» **Job**: Find the lines of data that contain the string "with", then list them.

» **Data**:
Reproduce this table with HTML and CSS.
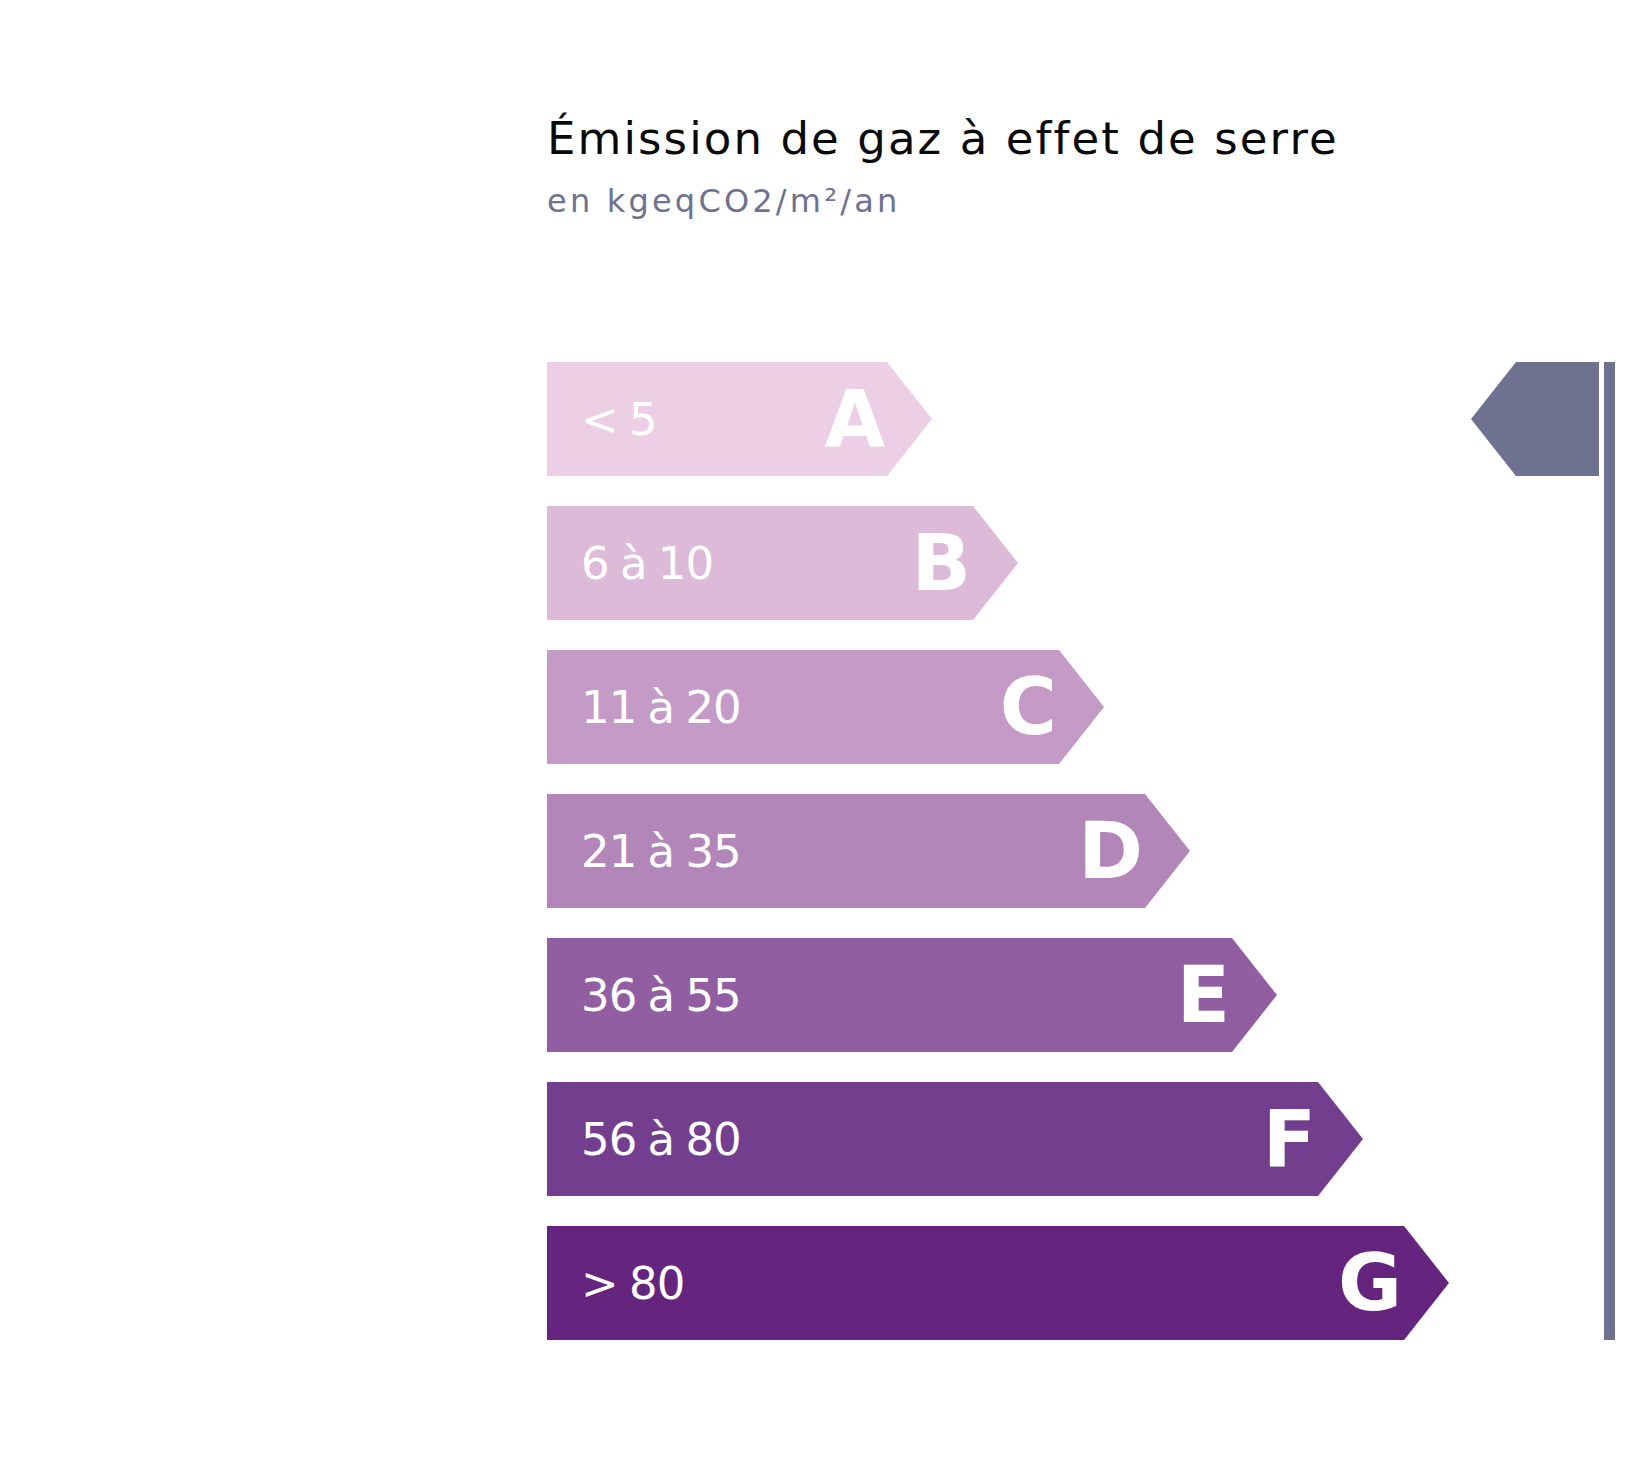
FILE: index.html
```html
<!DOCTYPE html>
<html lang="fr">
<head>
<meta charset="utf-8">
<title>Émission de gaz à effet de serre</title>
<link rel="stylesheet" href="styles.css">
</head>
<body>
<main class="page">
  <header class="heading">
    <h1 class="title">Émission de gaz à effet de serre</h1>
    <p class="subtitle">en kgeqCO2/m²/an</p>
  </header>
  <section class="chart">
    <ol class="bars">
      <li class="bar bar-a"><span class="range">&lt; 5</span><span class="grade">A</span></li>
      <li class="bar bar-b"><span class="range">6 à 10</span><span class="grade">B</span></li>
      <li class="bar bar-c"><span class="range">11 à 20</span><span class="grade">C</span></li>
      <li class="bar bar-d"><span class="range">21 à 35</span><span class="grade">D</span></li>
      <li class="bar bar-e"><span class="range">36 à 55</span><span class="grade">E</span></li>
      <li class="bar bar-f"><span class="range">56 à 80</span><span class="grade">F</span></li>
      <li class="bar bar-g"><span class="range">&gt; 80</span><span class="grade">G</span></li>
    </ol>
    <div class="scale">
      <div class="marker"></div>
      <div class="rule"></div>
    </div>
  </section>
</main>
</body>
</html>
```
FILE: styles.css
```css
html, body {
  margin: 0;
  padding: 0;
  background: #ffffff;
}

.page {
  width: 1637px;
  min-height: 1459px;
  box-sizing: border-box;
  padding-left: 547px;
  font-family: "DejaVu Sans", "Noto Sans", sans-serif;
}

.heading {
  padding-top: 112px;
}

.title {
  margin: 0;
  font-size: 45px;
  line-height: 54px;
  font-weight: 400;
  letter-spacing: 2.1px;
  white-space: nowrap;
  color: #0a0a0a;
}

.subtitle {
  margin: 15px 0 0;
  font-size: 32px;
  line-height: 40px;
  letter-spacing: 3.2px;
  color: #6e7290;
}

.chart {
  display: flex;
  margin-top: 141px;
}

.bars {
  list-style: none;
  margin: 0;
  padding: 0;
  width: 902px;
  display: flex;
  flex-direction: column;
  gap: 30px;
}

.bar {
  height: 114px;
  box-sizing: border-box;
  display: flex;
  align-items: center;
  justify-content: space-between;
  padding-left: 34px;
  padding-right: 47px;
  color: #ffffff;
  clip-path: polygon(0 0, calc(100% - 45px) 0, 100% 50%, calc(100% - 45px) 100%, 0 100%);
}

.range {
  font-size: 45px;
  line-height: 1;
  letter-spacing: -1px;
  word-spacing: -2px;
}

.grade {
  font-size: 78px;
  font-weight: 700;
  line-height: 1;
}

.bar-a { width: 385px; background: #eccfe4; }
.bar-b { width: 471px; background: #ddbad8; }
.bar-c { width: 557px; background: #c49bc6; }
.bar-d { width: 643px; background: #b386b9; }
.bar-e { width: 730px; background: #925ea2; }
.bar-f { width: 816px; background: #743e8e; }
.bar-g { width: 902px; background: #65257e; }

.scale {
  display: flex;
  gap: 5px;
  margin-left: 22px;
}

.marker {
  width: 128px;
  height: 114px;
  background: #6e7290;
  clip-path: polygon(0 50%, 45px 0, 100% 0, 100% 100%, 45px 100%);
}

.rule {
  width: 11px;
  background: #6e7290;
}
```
...
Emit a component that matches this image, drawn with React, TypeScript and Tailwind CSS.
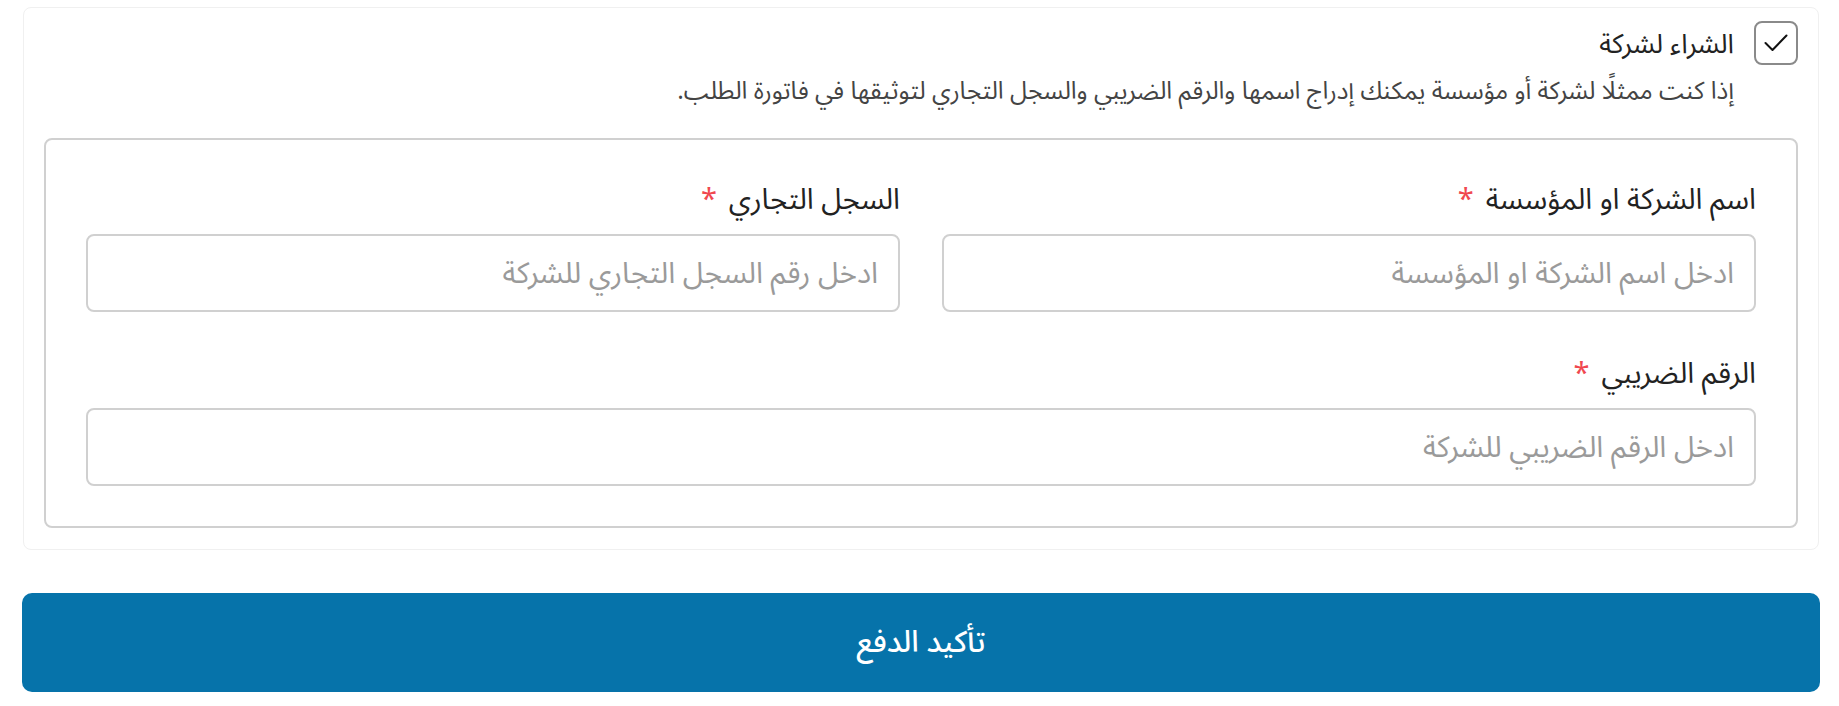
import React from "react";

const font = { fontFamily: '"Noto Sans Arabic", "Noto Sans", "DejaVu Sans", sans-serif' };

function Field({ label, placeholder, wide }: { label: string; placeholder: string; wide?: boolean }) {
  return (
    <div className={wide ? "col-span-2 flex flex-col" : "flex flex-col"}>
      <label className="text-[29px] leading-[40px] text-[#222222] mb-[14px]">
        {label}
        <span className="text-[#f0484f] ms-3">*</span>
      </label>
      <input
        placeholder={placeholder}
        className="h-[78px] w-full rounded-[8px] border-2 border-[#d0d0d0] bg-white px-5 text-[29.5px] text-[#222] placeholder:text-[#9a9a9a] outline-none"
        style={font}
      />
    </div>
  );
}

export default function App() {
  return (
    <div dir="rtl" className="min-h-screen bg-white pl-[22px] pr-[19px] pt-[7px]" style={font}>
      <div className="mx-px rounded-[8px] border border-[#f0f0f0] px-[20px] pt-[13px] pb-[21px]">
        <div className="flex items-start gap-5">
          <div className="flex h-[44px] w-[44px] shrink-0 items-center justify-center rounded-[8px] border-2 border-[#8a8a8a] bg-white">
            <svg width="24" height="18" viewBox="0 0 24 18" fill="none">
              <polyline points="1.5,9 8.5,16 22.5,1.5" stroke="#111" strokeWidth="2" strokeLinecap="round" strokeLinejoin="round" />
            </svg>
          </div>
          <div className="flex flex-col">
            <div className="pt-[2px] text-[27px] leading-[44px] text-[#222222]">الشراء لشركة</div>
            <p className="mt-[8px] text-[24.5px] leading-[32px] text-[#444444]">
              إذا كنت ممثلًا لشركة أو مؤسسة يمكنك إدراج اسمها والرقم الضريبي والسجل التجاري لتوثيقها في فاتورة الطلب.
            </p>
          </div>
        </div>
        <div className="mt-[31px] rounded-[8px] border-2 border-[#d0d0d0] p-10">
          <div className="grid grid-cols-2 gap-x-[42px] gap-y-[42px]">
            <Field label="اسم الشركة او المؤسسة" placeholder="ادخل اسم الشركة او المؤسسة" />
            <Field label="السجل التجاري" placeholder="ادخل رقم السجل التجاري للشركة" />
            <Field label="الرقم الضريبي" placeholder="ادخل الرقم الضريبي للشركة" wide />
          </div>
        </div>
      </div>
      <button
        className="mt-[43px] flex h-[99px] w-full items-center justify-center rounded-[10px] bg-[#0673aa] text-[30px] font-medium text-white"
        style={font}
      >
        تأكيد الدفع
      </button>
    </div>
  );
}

» **Output**:
Reproduce this table with HTML and CSS.
Emit a component that matches this image, drawn with React, TypeScript and Tailwind CSS.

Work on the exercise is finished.